The DAX Challenge

Over the years at SQLBI, we’ve created a wealth of resources—books, articles, videos, and courses—to help users unlock the full potential of DAX. However, we quickly realized that a substantial hurdle remained. Many users, no matter how competent, often find it challenging to adapt to the unique coding style that DAX requires.

It’s natural, of course. We tend to lean on what we already know. Users with backgrounds in Excel, SQL, or programming languages would often approach DAX the same way they approached these familiar tools. While this approach often led to code that worked, it was frequently far from ideal, particularly from a performance perspective.

An idea takes shape

A few years after the introduction of DAX in Power Pivot, it became clear that many users found it challenging to write efficient code due to the unique peculiarities of the DAX language. Even before Power BI hit the beta stage, it was already evident in Power Pivot and Analysis Services Tabular that more complex calculations presented new optimization issues.

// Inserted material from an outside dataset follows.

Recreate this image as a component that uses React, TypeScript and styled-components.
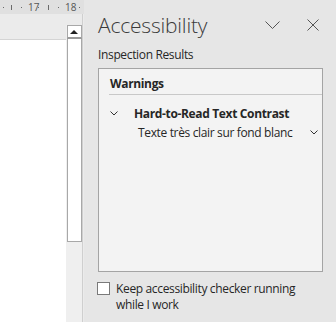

DAX had no profiler, and the way it internally works differs from how you author the formula. Understanding these interactions required a technical background, but we believed it was possible to make this complexity accessible to business users not necessarily experienced in IT.

Initial thoughts and challenges

Our first idea was to create a service that could analyze a single formula and suggest potential improvements. But it became clear that this would have limited usefulness, as it wouldn’t be able to identify the actual bottlenecks in a report.

From the start, we knew collecting statistics on tables and columns in the model would be crucial. This information could help us to identify potentially costly parts of DAX formulas. However, achieving this would mean developing an agent that could inspect the model locally—a simple copy-paste of a DAX measure just wouldn’t cut it.

The statistics would also make expert DAX authors more productive. Instead of manually analyzing query plans and server timings information in DAX Studio, instead of trying to locate a bottleneck in DAX code by commenting measures in and out, instead of spending hours trying to find the reason why a report is slow, an automated system that locates a bottleneck and explains the possible issue would save many hours of work for each report. The need for such a tool was probably bigger than we initially thought.

The road to DAX Optimizer

Looking at the vast work required to bring this vision to life was intimidating, to say the least. One of the major challenges we encountered was the DAX parser. None of the existing “standard” parsers could provide more than just a tokenizer—a basic level of parsing that was not nearly enough for our ambitious project. This challenge was a familiar one, as we had already faced it with our previously launched service, DAX Formatter.

Despite these hurdles, the vision was clear. And so, with the name as the only certain piece of the puzzle, we registered the daxoptimizer.com domain.

More to come

So, here we are today, in the beta phase of DAX Optimizer, inviting people on our waitlist to join us on this exciting journey. There’s a lot of work still to do and many challenges to overcome, but we are fueled by the vision of making DAX more efficient for all users.